Invisible women
This past week marked the third anniversary of the death on 11th March 2018 of Sheila Capstick, a woman who devoted her life to a struggle for equality for women in the world of working men’s clubs and for the rights of working people in mining communities. News of the campaigner’s death was carried by the press in Yorkshire, but the Morning Star was the only national newspaper to report her passing. To have been a woman and to have been from a working class background left her doubly disadvantaged when it came to being held in remembrance.
Women seem considered unworthy of the remembrance accorded to men. How many men from history could you name in a minute? How many women from history could you name in a minute? Our recall of women from history tends to include a significant number of queens and princesses, Queen Victoria, Marie Antoinette, Catherine the Great?

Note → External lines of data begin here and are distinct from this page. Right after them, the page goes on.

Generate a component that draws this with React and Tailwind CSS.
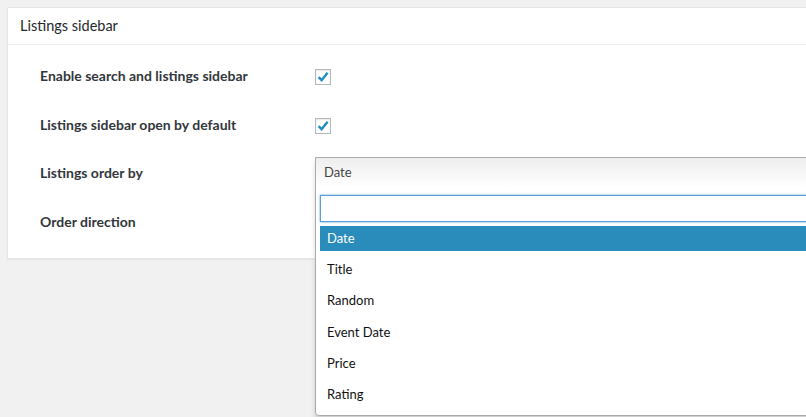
import React from "react";

const font = { fontFamily: "Lato, 'Noto Sans', sans-serif" };

function Checkbox() {
  return (
    <span className="mt-[3px] flex h-4 w-4 items-center justify-center border border-[#b4b9be] bg-white shadow-[inset_0_1px_2px_rgba(0,0,0,0.1)]">
      <svg viewBox="0 0 14 14" className="h-[14px] w-[14px]">
        <polyline points="2.6,7.2 5.6,10.2 11.6,2.8" fill="none" stroke="#1e8cbe" strokeWidth="2.4" />
      </svg>
    </span>
  );
}

const options = ["Date", "Title", "Random", "Event Date", "Price", "Rating"];

export default function App() {
  return (
    <div className="relative h-[417px] w-[806px] overflow-hidden bg-[#f1f1f1] pl-[7px] pt-[7px] text-[#23282d]" style={font}>
      {/* Settings card */}
      <div className="w-[830px] border border-[#e5e5e5] bg-white shadow-[0_1px_1px_rgba(0,0,0,0.04)]">
        <div className="flex h-[37px] items-center border-b border-[#eee] px-3 text-[14.5px]">Listings sidebar</div>

        <div className="pb-3 pt-[6px]">
          <div className="flex h-[48.75px] items-center">
            <div className="w-[307px] pl-8 text-[14px] font-bold text-[#32373c]">Enable search and listings sidebar</div>
            <Checkbox />
          </div>
          <div className="flex h-[48.75px] items-center">
            <div className="w-[307px] pl-8 text-[14px] font-bold text-[#32373c]">Listings sidebar open by default</div>
            <Checkbox />
          </div>
          <div className="flex h-[48.75px] items-center">
            <div className="w-[307px] pl-8 text-[14px] font-bold text-[#32373c]">Listings order by</div>
            <div className="relative h-[48.75px] flex-1">
              {/* Open select */}
              <div className="absolute left-0 top-[8.5px] z-10 w-[520px] rounded-bl-[4px] border border-[#aaa] bg-white shadow-[0_4px_5px_rgba(0,0,0,0.15)]">
                <div className="flex h-[30px] items-center bg-gradient-to-b from-[#eee] to-white px-2 text-[13px] text-[#444]">Date</div>
                <div className="px-1 pb-2 pt-[7px]">
                  <div className="h-[27px] border border-[#5b9dd9] bg-white shadow-[0_0_2px_rgba(30,140,190,0.8)]" />
                  <ul className="mt-1 flex flex-col gap-[6.25px] text-[13px] text-[#111]">
                    {options.map((o, i) => (
                      <li
                        key={o}
                        className={`flex h-[25px] items-center px-[7px] ${i === 0 ? "bg-[#298cba] text-white" : ""}`}
                      >
                        {o}
                      </li>
                    ))}
                  </ul>
                </div>
              </div>
            </div>
          </div>
          <div className="flex h-[48.75px] items-center">
            <div className="w-[307px] pl-8 text-[14px] font-bold text-[#32373c]">Order direction</div>
          </div>
        </div>
      </div>
    </div>
  );
}
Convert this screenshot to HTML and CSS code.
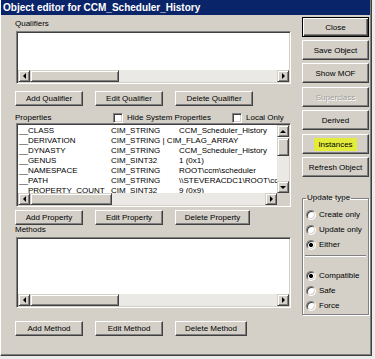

What about blue plaques, those signs on house walls which indicate a person of note has lived in the house for a significant period of time, or that an important moment in their life has taken place here. There are 950 such plaques in London, just 1 in 7 of them recall women. In the case of both men and women, the plaques are nearly all on buildings that were homes to middle class families; the homes of working class families have often disappeared altogether in phases of rebuilding or redevelopment. A Sheila Capstick of former times would have had little hope of remembrance.
Among the women the Independent deemed worthy of a blue plaque is Dorothy Lawrence, a woman reporter who posed as a male soldier in order to discover the reality of life at the frontline. Barred from publishing her work, which was heavily censored when it did reach publication after the war, Dorothy Lawrence never achieved the prominence a male writer would have been accorded, and, suffering declining mental health, was admitted to an asylum in 1925, where she spent the remaining 39 years of her life. Dying in 1964, she was buried in an unmarked, pauper’s grave. What are the prospects of her ever receiving that plaque?
Sheila Capstick’s campaign targeted four thousand clubs and institutes, it affected hundreds of thousands of people. If she had been a man, wouldn’t her role in changing those clubs have meant her death was more widely reported? If Dorothy Lawrence had been a man, and not a woman without family or money, wouldn’t her life have been different? Wouldn’t veterans organisations, at least, have ensured that she did not spend four decades unvisited by anyone?
Is there evidence that historical writing at the present time is more inclusive of women and of working class people? Or is the material with which historians must work still so exclusive that balance will not be reached until a future generation?